Why You Can’t Root for Boston: If the Astros are one dangerous model for building a successful baseball team, then the Red Sox are arguably even worse. Houston was more open and aggressive about doing something that had been done before: making a bad team intentionally terrible for the sake of draft picks. But Boston took a good team and made it mediocre for the sake of saving money. I wrote last offseason about what a horrible and nearly unprecedented development the Mookie Betts trade was.
But now, even worse, it appears to be working! Not working in terms of making the team better—this team’s Expected W-L record was nearly identical to its 2019 Expected W-L. But they did so with a 20% lower payroll, which only benefits the owners and their bottom line. The Red Sox were able to sneak into the postseason with a mediocre team in a down year for the AL, and now they are three wins from the World Series.

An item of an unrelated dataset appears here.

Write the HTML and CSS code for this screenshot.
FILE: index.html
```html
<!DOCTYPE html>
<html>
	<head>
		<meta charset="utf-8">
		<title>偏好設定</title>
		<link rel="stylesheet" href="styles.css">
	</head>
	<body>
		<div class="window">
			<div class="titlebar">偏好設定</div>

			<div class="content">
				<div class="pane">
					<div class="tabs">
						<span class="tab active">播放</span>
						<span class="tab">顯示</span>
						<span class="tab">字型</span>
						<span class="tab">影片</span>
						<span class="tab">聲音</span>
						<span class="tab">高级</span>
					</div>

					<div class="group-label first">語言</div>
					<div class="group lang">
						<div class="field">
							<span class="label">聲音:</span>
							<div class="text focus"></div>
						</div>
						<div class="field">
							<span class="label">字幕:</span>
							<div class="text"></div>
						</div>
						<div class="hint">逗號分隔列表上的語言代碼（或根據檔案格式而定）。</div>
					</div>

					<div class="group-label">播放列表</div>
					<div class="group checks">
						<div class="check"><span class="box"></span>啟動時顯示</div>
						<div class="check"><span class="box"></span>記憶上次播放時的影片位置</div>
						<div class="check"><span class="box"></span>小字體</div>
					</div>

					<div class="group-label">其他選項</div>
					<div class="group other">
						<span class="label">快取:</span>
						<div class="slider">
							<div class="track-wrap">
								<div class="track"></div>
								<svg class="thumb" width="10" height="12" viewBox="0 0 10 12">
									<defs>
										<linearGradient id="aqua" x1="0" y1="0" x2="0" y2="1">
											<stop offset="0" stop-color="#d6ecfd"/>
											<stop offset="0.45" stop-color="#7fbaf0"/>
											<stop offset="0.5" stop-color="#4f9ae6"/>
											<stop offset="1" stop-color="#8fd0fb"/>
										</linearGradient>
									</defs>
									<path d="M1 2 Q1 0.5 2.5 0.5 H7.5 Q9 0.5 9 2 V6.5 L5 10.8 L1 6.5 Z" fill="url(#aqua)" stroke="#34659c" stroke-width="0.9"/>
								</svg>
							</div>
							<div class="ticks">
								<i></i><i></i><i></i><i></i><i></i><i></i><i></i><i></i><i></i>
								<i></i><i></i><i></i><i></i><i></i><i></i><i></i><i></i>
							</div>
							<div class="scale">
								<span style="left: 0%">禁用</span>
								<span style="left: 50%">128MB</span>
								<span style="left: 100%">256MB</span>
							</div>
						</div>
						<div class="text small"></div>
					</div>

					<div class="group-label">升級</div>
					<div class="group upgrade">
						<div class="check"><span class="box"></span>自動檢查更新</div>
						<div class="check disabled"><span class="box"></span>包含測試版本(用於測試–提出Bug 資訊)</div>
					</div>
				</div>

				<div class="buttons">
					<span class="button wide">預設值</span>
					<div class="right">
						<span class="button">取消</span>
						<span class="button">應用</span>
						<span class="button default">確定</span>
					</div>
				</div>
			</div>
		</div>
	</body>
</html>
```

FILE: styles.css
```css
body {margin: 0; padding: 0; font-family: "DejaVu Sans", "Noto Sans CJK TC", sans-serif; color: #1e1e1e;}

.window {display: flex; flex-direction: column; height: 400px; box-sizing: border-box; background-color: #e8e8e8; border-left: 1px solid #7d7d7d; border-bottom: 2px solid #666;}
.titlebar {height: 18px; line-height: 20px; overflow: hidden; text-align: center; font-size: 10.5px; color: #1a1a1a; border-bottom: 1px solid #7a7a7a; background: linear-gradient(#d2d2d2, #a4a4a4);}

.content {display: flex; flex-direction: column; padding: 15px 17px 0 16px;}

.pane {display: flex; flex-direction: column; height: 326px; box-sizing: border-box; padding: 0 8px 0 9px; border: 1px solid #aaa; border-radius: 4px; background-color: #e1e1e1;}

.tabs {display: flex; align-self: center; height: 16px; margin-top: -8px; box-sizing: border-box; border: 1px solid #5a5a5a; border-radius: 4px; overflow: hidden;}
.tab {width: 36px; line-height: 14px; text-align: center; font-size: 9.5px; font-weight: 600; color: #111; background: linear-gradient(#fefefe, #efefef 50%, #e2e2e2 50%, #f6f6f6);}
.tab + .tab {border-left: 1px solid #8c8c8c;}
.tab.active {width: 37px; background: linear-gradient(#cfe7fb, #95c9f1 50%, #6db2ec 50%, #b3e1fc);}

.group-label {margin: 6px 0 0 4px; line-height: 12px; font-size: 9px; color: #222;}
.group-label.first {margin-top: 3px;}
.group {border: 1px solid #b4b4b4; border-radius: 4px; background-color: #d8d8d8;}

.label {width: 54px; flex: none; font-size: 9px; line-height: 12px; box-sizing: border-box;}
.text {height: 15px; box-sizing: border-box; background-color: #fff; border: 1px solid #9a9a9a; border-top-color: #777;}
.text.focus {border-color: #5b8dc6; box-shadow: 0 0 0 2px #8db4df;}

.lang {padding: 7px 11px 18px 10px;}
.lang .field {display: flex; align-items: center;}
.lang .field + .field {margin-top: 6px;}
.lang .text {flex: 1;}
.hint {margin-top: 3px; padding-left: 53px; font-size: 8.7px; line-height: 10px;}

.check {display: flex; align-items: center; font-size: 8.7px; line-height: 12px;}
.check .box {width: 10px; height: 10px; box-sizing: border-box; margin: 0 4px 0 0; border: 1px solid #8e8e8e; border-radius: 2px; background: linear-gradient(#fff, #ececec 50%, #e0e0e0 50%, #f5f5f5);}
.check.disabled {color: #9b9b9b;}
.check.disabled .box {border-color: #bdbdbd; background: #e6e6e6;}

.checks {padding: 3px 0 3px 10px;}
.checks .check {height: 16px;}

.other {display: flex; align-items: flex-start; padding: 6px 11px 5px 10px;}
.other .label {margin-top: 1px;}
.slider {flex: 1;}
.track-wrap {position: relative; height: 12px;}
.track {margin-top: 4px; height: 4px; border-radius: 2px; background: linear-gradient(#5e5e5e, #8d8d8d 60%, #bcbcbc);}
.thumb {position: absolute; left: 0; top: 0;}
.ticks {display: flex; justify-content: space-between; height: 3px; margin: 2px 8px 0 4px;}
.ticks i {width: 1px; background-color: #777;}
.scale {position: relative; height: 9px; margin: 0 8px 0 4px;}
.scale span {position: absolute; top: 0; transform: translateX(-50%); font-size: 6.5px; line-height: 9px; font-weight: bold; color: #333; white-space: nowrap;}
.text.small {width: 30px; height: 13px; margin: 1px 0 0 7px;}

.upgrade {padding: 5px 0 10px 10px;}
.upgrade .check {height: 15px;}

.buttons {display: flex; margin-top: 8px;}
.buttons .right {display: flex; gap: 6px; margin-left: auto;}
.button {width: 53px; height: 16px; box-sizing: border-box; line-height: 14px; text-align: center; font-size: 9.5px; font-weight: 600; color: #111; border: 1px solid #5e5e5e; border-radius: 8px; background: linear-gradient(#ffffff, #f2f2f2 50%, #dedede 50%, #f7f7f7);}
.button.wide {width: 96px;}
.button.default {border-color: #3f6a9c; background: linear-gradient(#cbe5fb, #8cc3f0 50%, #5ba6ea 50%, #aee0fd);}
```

It is often said that baseball’s playoff system is a crapshoot that rewards teams that get hot. This is, for the most part, not true. Aside from some famous exceptions (the 2011 Cardinals, the 2014 Giants), the teams that win the World Series are typically teams that do very well in the regular season. As the league has polarized in recent years, we’ve seen an unusual run of 100+ win World Series winners: the 2016 Cubs, the 2017 Astros, and the 2018 Red Sox. (For reference, the last time there were three consecutive 100-win champions was 1975-1979.) In last year’s shortened season, the Dodgers played at a 116-win (!) pace. Even the 2019 Nationals, who are often thought of as a fluke team, played at a 107-win pace after the first 50 games of the season.
But if this Red Sox teams wins, then teams may decide it is no longer worth it to try to win as many games as possible. Why bother trading for Justin Verlander or Max Scherzer, when instead you can cut your payroll by 20% and make the World Series from the wild card game?
It’s not that I think wild card winners are inherently illegitimate—fluke winners are good now and then to keep the playoffs exciting. But the way Boston did it is alarming. It’s one thing for the wild card to exist as an enticement for mediocre teams to get a little better, but another if it exists as a fallback option for owners trying to save money.
Any of these three teams winning the World Series would be an ominous development for baseball, so that leaves Los Angeles… Go Dodgers!